Toleransi hendaknya dilandaskan pada pengakuan terhadap keberagaman (pluralitas). Islam adalah agama yang sangat menjunjung tinggi keadilan. Keadilan bagi siapa saja, yaitu menempatkan sesuatu sesuai tempatnya dan memberikan hak sesuai dengan haknya. Ada jutaan umat Islam di Nusantara yang telah hidup damai berdampingan dengan pemeluk agama lain selama berabad-abad. Ada juga jutaan orang Kristen di pedesaan yang hidup toleran dengan Muslim. Dari waktu ke waktu, umat Kristiani telah berbagi suka dan duka dengan sesama umat Islam selama hari raya Idul Fitri, dan sebaliknya umat Islam telah berbagi kebahagiaan dengan umat Kristiani selama Natal.

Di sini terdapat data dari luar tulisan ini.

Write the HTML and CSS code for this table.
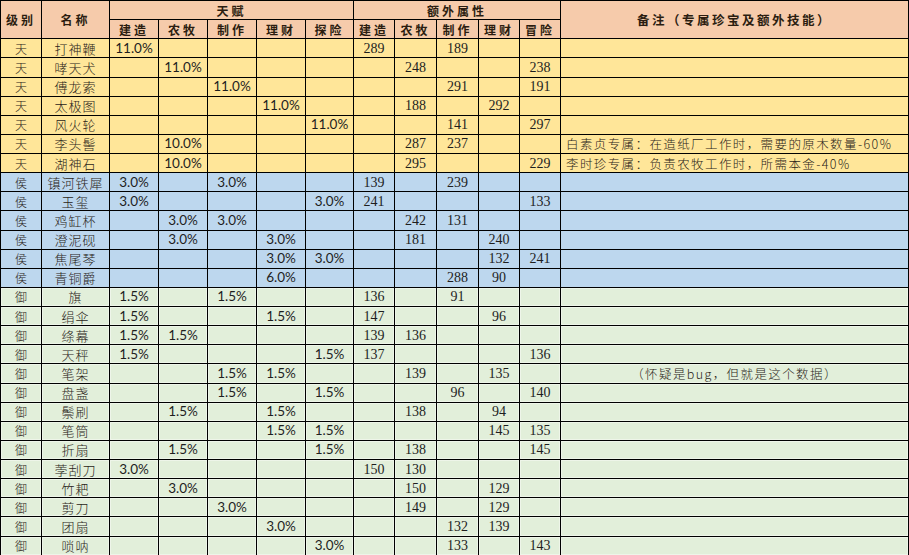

Di Maluku, misalnya, ada tradisi lokal dan pranata sosial yang damai disebut 'pela-gandong', di mana umat Kristen dan Muslim terikat dalam semangat persaudaraan (basudara). Itu didirikan jauh sebelum penjajah Eropa datang ke Kepulauan Rempah-rempah ini pada abad keenam belas dan berlanjut hingga hari ini.
Idul Fitri dan Natal telah menjadi 'budaya bersama' dan simbol kebersamaan dan toleransi. Maka tidak heran jika kedua kelompok agama tersebut menunjukkan rasa hormat dan rasa syukur. Tradisi antarumat beragama yang damai dan toleran seperti itu berakar kuat pada kearifan lokal kuno bhinneka tunggal ika ("kesatuan di tengah keragaman"), yang telah berabad-abad berfungsi untuk mendamaikan dan menyatukan --- secara bahasa, budaya, dan agama --- populasi yang beragam. Dasar filosofi seperti itu, kemudian menjadi semboyan resmi Indonesia, yang memengaruhi banyak leluhur besar, Walisongo, pengkhotbah awal Islam di Jawa, yang mengajarkan penghormatan kepada orang Jawa Hindu dan Budha.
Dalam semangat toleransi dan perdamaian yang diajarkan oleh Islam, Al-Qur'an, Nabi Muhammad, dan leluhur kita bersama di Indonesia, saya mengucapkan silakan rayakan Natal kepada seluruh umat Kristiani di mana pun Anda tinggal di planet ini.